## Data extract
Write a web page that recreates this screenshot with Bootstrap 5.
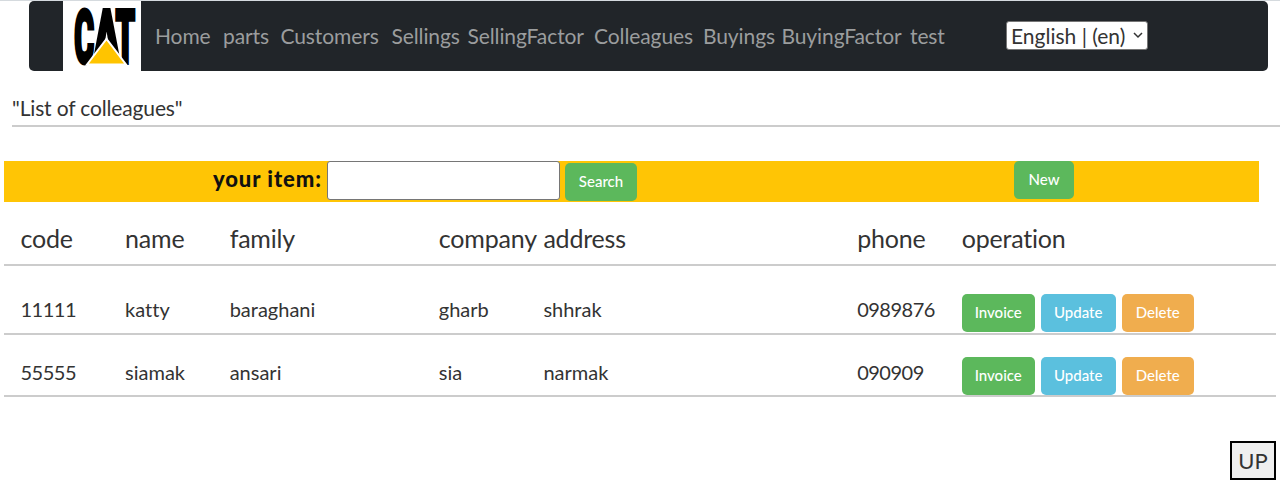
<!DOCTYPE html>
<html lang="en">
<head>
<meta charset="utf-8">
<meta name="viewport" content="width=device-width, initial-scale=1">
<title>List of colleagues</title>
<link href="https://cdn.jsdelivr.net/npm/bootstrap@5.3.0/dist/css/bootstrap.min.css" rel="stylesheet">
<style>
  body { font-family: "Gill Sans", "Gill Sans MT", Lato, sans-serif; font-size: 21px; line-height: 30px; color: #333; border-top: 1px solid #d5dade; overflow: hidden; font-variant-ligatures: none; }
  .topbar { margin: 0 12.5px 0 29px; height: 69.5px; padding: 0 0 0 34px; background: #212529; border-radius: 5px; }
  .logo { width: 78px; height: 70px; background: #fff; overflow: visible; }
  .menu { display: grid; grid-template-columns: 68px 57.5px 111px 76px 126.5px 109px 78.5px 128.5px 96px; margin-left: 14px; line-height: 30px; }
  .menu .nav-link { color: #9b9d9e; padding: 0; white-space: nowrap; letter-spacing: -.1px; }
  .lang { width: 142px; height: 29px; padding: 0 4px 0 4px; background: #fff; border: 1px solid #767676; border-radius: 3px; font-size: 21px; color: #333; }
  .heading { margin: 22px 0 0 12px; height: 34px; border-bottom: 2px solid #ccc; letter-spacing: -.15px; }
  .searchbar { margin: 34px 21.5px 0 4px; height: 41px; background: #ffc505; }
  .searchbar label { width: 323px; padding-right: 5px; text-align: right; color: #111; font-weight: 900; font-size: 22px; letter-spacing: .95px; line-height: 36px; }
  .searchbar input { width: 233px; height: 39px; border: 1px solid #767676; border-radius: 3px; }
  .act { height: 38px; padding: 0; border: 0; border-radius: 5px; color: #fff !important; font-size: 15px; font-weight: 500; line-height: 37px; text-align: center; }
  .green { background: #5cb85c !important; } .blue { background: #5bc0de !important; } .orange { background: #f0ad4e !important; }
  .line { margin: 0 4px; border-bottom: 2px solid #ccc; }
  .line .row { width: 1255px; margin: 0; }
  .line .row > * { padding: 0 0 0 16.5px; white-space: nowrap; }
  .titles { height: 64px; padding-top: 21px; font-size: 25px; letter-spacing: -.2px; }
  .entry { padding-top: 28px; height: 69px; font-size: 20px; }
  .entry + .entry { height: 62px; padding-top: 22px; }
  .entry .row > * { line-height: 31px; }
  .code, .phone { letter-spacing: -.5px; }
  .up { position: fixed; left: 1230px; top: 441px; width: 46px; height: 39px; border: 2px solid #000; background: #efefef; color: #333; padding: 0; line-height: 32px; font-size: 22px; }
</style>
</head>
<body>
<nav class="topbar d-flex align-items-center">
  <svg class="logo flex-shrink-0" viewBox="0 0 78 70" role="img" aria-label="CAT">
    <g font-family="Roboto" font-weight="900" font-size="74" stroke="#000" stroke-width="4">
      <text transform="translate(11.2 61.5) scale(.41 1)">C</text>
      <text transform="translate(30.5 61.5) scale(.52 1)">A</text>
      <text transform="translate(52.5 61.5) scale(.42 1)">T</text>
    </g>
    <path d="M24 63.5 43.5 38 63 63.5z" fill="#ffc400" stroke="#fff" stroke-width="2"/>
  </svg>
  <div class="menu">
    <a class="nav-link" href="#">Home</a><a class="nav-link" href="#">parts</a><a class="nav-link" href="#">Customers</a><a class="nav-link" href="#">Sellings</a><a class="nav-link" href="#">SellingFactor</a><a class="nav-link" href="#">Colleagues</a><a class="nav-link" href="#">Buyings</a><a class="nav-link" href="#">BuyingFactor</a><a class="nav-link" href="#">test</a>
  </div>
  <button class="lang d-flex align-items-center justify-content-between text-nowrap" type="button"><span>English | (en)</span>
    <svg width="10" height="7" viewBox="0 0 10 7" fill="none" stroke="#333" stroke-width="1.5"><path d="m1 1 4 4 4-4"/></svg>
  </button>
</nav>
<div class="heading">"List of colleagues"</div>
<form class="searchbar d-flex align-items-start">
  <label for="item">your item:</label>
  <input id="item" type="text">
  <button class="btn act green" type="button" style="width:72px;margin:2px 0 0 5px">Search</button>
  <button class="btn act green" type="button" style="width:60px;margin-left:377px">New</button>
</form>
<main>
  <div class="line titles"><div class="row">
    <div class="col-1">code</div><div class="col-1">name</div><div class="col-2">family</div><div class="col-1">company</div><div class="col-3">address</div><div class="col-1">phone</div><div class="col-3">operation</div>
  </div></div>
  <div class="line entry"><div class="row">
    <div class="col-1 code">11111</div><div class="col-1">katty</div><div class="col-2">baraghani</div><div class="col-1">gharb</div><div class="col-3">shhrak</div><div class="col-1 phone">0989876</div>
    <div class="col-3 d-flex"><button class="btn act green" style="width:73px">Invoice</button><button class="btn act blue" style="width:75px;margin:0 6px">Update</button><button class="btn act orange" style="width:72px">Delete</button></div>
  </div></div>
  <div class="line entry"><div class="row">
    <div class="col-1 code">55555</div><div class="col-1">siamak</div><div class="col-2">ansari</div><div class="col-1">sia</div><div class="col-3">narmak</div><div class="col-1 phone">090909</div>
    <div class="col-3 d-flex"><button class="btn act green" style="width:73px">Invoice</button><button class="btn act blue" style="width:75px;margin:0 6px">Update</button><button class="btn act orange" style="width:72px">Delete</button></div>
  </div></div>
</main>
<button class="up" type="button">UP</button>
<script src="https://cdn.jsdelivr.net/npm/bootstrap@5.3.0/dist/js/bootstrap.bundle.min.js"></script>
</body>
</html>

## Set task
Your task is to repeat the material above exactly, without its pictures.

## Written response
Write a web page that recreates this screenshot with Bootstrap 5.
<!DOCTYPE html>
<html lang="en">
<head>
<meta charset="utf-8">
<meta name="viewport" content="width=device-width, initial-scale=1">
<title>List of colleagues</title>
<link href="https://cdn.jsdelivr.net/npm/bootstrap@5.3.0/dist/css/bootstrap.min.css" rel="stylesheet">
<style>
  body { font-family: "Gill Sans", "Gill Sans MT", Lato, sans-serif; font-size: 21px; line-height: 30px; color: #333; border-top: 1px solid #d5dade; overflow: hidden; font-variant-ligatures: none; }
  .topbar { margin: 0 12.5px 0 29px; height: 69.5px; padding: 0 0 0 34px; background: #212529; border-radius: 5px; }
  .logo { width: 78px; height: 70px; background: #fff; overflow: visible; }
  .menu { display: grid; grid-template-columns: 68px 57.5px 111px 76px 126.5px 109px 78.5px 128.5px 96px; margin-left: 14px; line-height: 30px; }
  .menu .nav-link { color: #9b9d9e; padding: 0; white-space: nowrap; letter-spacing: -.1px; }
  .lang { width: 142px; height: 29px; padding: 0 4px 0 4px; background: #fff; border: 1px solid #767676; border-radius: 3px; font-size: 21px; color: #333; }
  .heading { margin: 22px 0 0 12px; height: 34px; border-bottom: 2px solid #ccc; letter-spacing: -.15px; }
  .searchbar { margin: 34px 21.5px 0 4px; height: 41px; background: #ffc505; }
  .searchbar label { width: 323px; padding-right: 5px; text-align: right; color: #111; font-weight: 900; font-size: 22px; letter-spacing: .95px; line-height: 36px; }
  .searchbar input { width: 233px; height: 39px; border: 1px solid #767676; border-radius: 3px; }
  .act { height: 38px; padding: 0; border: 0; border-radius: 5px; color: #fff !important; font-size: 15px; font-weight: 500; line-height: 37px; text-align: center; }
  .green { background: #5cb85c !important; } .blue { background: #5bc0de !important; } .orange { background: #f0ad4e !important; }
  .line { margin: 0 4px; border-bottom: 2px solid #ccc; }
  .line .row { width: 1255px; margin: 0; }
  .line .row > * { padding: 0 0 0 16.5px; white-space: nowrap; }
  .titles { height: 64px; padding-top: 21px; font-size: 25px; letter-spacing: -.2px; }
  .entry { padding-top: 28px; height: 69px; font-size: 20px; }
  .entry + .entry { height: 62px; padding-top: 22px; }
  .entry .row > * { line-height: 31px; }
  .code, .phone { letter-spacing: -.5px; }
  .up { position: fixed; left: 1230px; top: 441px; width: 46px; height: 39px; border: 2px solid #000; background: #efefef; color: #333; padding: 0; line-height: 32px; font-size: 22px; }
</style>
</head>
<body>
<nav class="topbar d-flex align-items-center">
  <svg class="logo flex-shrink-0" viewBox="0 0 78 70" role="img" aria-label="CAT">
    <g font-family="Roboto" font-weight="900" font-size="74" stroke="#000" stroke-width="4">
      <text transform="translate(11.2 61.5) scale(.41 1)">C</text>
      <text transform="translate(30.5 61.5) scale(.52 1)">A</text>
      <text transform="translate(52.5 61.5) scale(.42 1)">T</text>
    </g>
    <path d="M24 63.5 43.5 38 63 63.5z" fill="#ffc400" stroke="#fff" stroke-width="2"/>
  </svg>
  <div class="menu">
    <a class="nav-link" href="#">Home</a><a class="nav-link" href="#">parts</a><a class="nav-link" href="#">Customers</a><a class="nav-link" href="#">Sellings</a><a class="nav-link" href="#">SellingFactor</a><a class="nav-link" href="#">Colleagues</a><a class="nav-link" href="#">Buyings</a><a class="nav-link" href="#">BuyingFactor</a><a class="nav-link" href="#">test</a>
  </div>
  <button class="lang d-flex align-items-center justify-content-between text-nowrap" type="button"><span>English | (en)</span>
    <svg width="10" height="7" viewBox="0 0 10 7" fill="none" stroke="#333" stroke-width="1.5"><path d="m1 1 4 4 4-4"/></svg>
  </button>
</nav>
<div class="heading">"List of colleagues"</div>
<form class="searchbar d-flex align-items-start">
  <label for="item">your item:</label>
  <input id="item" type="text">
  <button class="btn act green" type="button" style="width:72px;margin:2px 0 0 5px">Search</button>
  <button class="btn act green" type="button" style="width:60px;margin-left:377px">New</button>
</form>
<main>
  <div class="line titles"><div class="row">
    <div class="col-1">code</div><div class="col-1">name</div><div class="col-2">family</div><div class="col-1">company</div><div class="col-3">address</div><div class="col-1">phone</div><div class="col-3">operation</div>
  </div></div>
  <div class="line entry"><div class="row">
    <div class="col-1 code">11111</div><div class="col-1">katty</div><div class="col-2">baraghani</div><div class="col-1">gharb</div><div class="col-3">shhrak</div><div class="col-1 phone">0989876</div>
    <div class="col-3 d-flex"><button class="btn act green" style="width:73px">Invoice</button><button class="btn act blue" style="width:75px;margin:0 6px">Update</button><button class="btn act orange" style="width:72px">Delete</button></div>
  </div></div>
  <div class="line entry"><div class="row">
    <div class="col-1 code">55555</div><div class="col-1">siamak</div><div class="col-2">ansari</div><div class="col-1">sia</div><div class="col-3">narmak</div><div class="col-1 phone">090909</div>
    <div class="col-3 d-flex"><button class="btn act green" style="width:73px">Invoice</button><button class="btn act blue" style="width:75px;margin:0 6px">Update</button><button class="btn act orange" style="width:72px">Delete</button></div>
  </div></div>
</main>
<button class="up" type="button">UP</button>
<script src="https://cdn.jsdelivr.net/npm/bootstrap@5.3.0/dist/js/bootstrap.bundle.min.js"></script>
</body>
</html>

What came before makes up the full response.